The paschal candle displays the Greek letters alpha and omega (the beginning and the end), and the year at its base. There are also five grains of incense embedded into it to represent the five wounds of Jesus Christ (the nails in each hand and foot, as well as the spear in the side).

Q: How is the Liturgy of the Word at Easter Vigil different from ordinary Mass?

The Liturgy of the Word at Easter Vigil consists of seven readings from the Old Testament and two from the New Testament. The account of the Israelites' crossing of the Sea of Reeds is given particular attention in the readings since this event is at the centre of the Jewish Passover, which Christians believe Christ's death and resurrection is the fulfilment of. Each reading is followed by a psalm and a prayer relating what has been read in the Old Testament to the Mystery of Christ. After these readings conclude, the Easter Vigil proper is finished and the Mass of the Resurrection begins.

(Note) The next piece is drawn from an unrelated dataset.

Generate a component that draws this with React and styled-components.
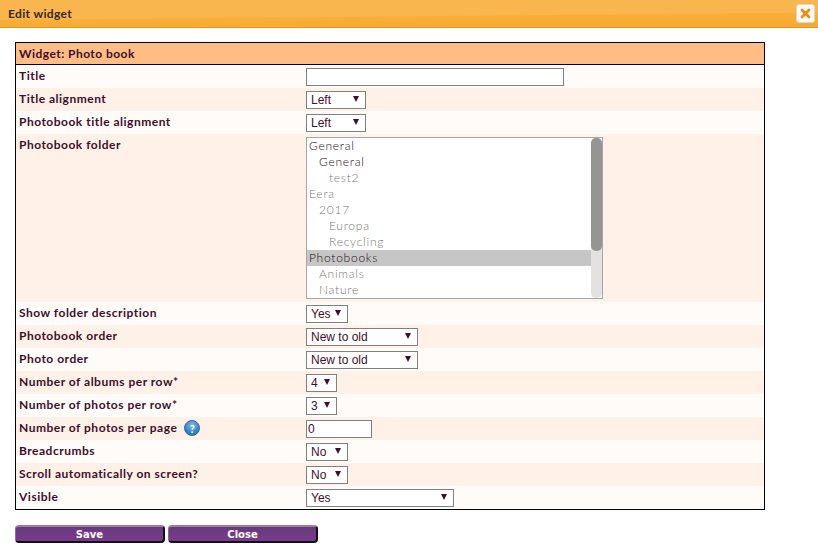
import styled, { createGlobalStyle } from "styled-components";

const GlobalStyle = createGlobalStyle`
  html, body {
    margin: 0;
    padding: 0;
    background: #fff;
    overflow: hidden;
  }
  body {
    font-family: "Lato", "Open Sans", sans-serif;
    font-size: 12px;
    color: #3d0f2b;
  }
`;

const TitleBar = styled.header`
  height: 28px;
  box-sizing: border-box;
  display: flex;
  align-items: center;
  justify-content: space-between;
  padding: 0 3px 0 8px;
  background: linear-gradient(179.5deg, #fab64e 0, #fab64e 56%, #f8ae38 60%, #f6a92e 100%);
  border-bottom: 1px solid #e0961c;
  color: #33291c;
  font-size: 12px;
  font-weight: 700;
  letter-spacing: 0.35px;
`;

const CloseButton = styled.button`
  width: 19px;
  height: 19px;
  padding: 0;
  display: flex;
  align-items: center;
  justify-content: center;
  background: #fdfbf7;
  border: 1px solid #e3d8c6;
  border-radius: 3px;
`;

const Content = styled.main`
  padding: 14px 15px 0;
`;

const FormTable = styled.section`
  width: 750px;
  box-sizing: border-box;
  border: 1px solid #000;
`;

const TableHead = styled.h2`
  margin: 0;
  height: 22px;
  box-sizing: border-box;
  padding: 0 3px;
  display: flex;
  align-items: center;
  background: #ffbd86;
  border-bottom: 1px solid #000;
  font-size: 12px;
  font-weight: 700;
  letter-spacing: 0.45px;
`;

const Row = styled.div`
  display: grid;
  grid-template-columns: 290px 1fr;
  height: ${(p) => p.$height || 23}px;
  background: ${(p) => (p.$alt ? "#fff1e8" : "#fffbf8")};
`;

const Label = styled.div`
  padding: 3px 0 0 3px;
  display: flex;
  align-items: flex-start;
  gap: 7px;
  font-weight: 700;
  letter-spacing: 0.5px;
  line-height: 15px;
`;

const Field = styled.div`
  display: flex;
  align-items: flex-start;
  padding-top: 3px;
`;

const SelectWrap = styled.div`
  position: relative;
  width: ${(p) => p.$width}px;
  height: 18px;

  &::after {
    content: "";
    position: absolute;
    right: 7px;
    top: 5px;
    border-left: 3px solid transparent;
    border-right: 3px solid transparent;
    border-top: 6px solid #3d0f2b;
    pointer-events: none;
  }
`;

const Select = styled.select`
  appearance: none;
  width: 100%;
  height: 100%;
  box-sizing: border-box;
  margin: 0;
  padding: 0 0 0 4px;
  border: 1px solid #808080;
  border-radius: 0;
  background: #fff;
  color: #3d0f2b;
  font-family: "Liberation Sans", Arial, sans-serif;
  font-size: 12px;
`;

const TextInput = styled.input`
  width: ${(p) => p.$width}px;
  height: 18px;
  box-sizing: border-box;
  margin: 0;
  padding: 0 1px;
  border: 1px solid #808080;
  background: #fff;
  color: #3d0f2b;
  font-family: "Liberation Sans", Arial, sans-serif;
  font-size: 12px;
`;

const ListBox = styled.div`
  width: 297px;
  height: 162px;
  box-sizing: border-box;
  display: flex;
  background: #fff;
  border: 1px solid #a9a5a2;
  overflow: hidden;
`;

const ListItems = styled.div`
  flex: 1;
`;

const ListItem = styled.div`
  height: 16px;
  line-height: 16px;
  padding-left: ${(p) => 2 + p.$depth * 10}px;
  color: ${(p) => (p.$dim ? "#807878" : "#1c0c18")};
  background: ${(p) => (p.$selected ? "#c6c6c6" : "transparent")};
  font-weight: 300;
  letter-spacing: 0.75px;
  white-space: nowrap;
`;

const ScrollTrack = styled.div`
  width: 11px;
  background: #e2e2e2;
  border-radius: 5px;
`;

const ScrollThumb = styled.div`
  height: 113px;
  background: #959595;
  border-radius: 5px;
`;

const HelpIcon = styled.span`
  width: 16px;
  height: 16px;
  border-radius: 50%;
  box-sizing: border-box;
  display: inline-flex;
  align-items: center;
  justify-content: center;
  background: radial-gradient(circle at 50% 30%, #7db8e8, #2f7cc4 70%);
  border: 1px solid #2a6aa8;
  color: #fff;
  font-size: 11px;
  font-weight: 700;
  letter-spacing: 0;
`;

const Actions = styled.div`
  display: flex;
  gap: 3px;
  margin-top: 15px;
`;

const PurpleButton = styled.button`
  width: 150px;
  height: 18px;
  box-sizing: border-box;
  padding: 0;
  border: 0;
  border-top: 2px solid #9a7aa6;
  border-left: 1px solid #8a6a98;
  border-right: 2px solid #111;
  border-bottom: 2px solid #111;
  border-radius: 4px;
  background: linear-gradient(#683a7e, #7a3a8c);
  color: #fff;
  font-family: "DejaVu Sans", Verdana, sans-serif;
  font-size: 10px;
  font-weight: 700;
  line-height: 13px;
`;

const folders = [
  { name: "General", depth: 0 },
  { name: "General", depth: 1 },
  { name: "test2", depth: 2, dim: true },
  { name: "Eera", depth: 0, dim: true },
  { name: "2017", depth: 1, dim: true },
  { name: "Europa", depth: 2, dim: true },
  { name: "Recycling", depth: 2, dim: true },
  { name: "Photobooks", depth: 0, selected: true },
  { name: "Animals", depth: 1, dim: true },
  { name: "Nature", depth: 1, dim: true },
];

const upperRows = [
  { label: "Title alignment", value: "Left", width: 60 },
  { label: "Photobook title alignment", value: "Left", width: 60 },
];

const lowerRows = [
  { label: "Show folder description", value: "Yes", width: 42 },
  { label: "Photobook order", value: "New to old", width: 112 },
  { label: "Photo order", value: "New to old", width: 112 },
  { label: "Number of albums per row*", value: "4", width: 31 },
  { label: "Number of photos per row*", value: "3", width: 31 },
];

function SelectRow({ row, alt }) {
  return (
    <Row $alt={alt}>
      <Label>{row.label}</Label>
      <Field>
        <SelectWrap $width={row.width}>
          <Select defaultValue={row.value}>
            <option>{row.value}</option>
          </Select>
        </SelectWrap>
      </Field>
    </Row>
  );
}

export default function App() {
  return (
    <>
      <GlobalStyle />
      <TitleBar>
        Edit widget
        <CloseButton aria-label="Close">
          <svg width="11" height="11" viewBox="0 0 11 11">
            <path d="M2 2 L9 9 M9 2 L2 9" stroke="#f08a0c" strokeWidth="2.8" strokeLinecap="round" />
          </svg>
        </CloseButton>
      </TitleBar>
      <Content>
        <FormTable>
          <TableHead>Widget: Photo book</TableHead>
          <Row>
            <Label>Title</Label>
            <Field>
              <TextInput $width={258} />
            </Field>
          </Row>
          <SelectRow row={upperRows[0]} alt />
          <SelectRow row={upperRows[1]} />
          <Row $alt $height={168}>
            <Label>Photobook folder</Label>
            <Field>
              <ListBox>
                <ListItems>
                  {folders.map((f, i) => (
                    <ListItem key={i} $depth={f.depth} $dim={f.dim} $selected={f.selected}>
                      {f.name}
                    </ListItem>
                  ))}
                </ListItems>
                <ScrollTrack>
                  <ScrollThumb />
                </ScrollTrack>
              </ListBox>
            </Field>
          </Row>
          {lowerRows.map((row, i) => (
            <SelectRow key={row.label} row={row} alt={i % 2 === 1} />
          ))}
          <Row $alt>
            <Label>
              Number of photos per page
              <HelpIcon>?</HelpIcon>
            </Label>
            <Field>
              <TextInput $width={66} defaultValue="0" />
            </Field>
          </Row>
          <SelectRow row={{ label: "Breadcrumbs", value: "No", width: 42 }} />
          <SelectRow row={{ label: "Scroll automatically on screen?", value: "No", width: 42 }} alt />
          <SelectRow row={{ label: "Visible", value: "Yes", width: 148 }} />
        </FormTable>
        <Actions>
          <PurpleButton>Save</PurpleButton>
          <PurpleButton>Close</PurpleButton>
        </Actions>
      </Content>
    </>
  );
}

Q: Why are converts baptized at the Easter Vigil?

As Easter Vigil celebrates Christ's resurrection from death to life and bringing light into the world, the converts are the new life that God has brought through Jesus' death and resurrection to individual believers. This important emphasis on the continuity of the church with the Old Testament readings at the Liturgy of the Word bear witness to God's ongoing work in history to define the nature of the church and its mission in the world.

Q: What is the significance of the converts being clothed in white garments?

The clothing of the white garment symbolizes the convert's new life in Christ. (It is also the origin of the tradition of buying new clothes at Easter.)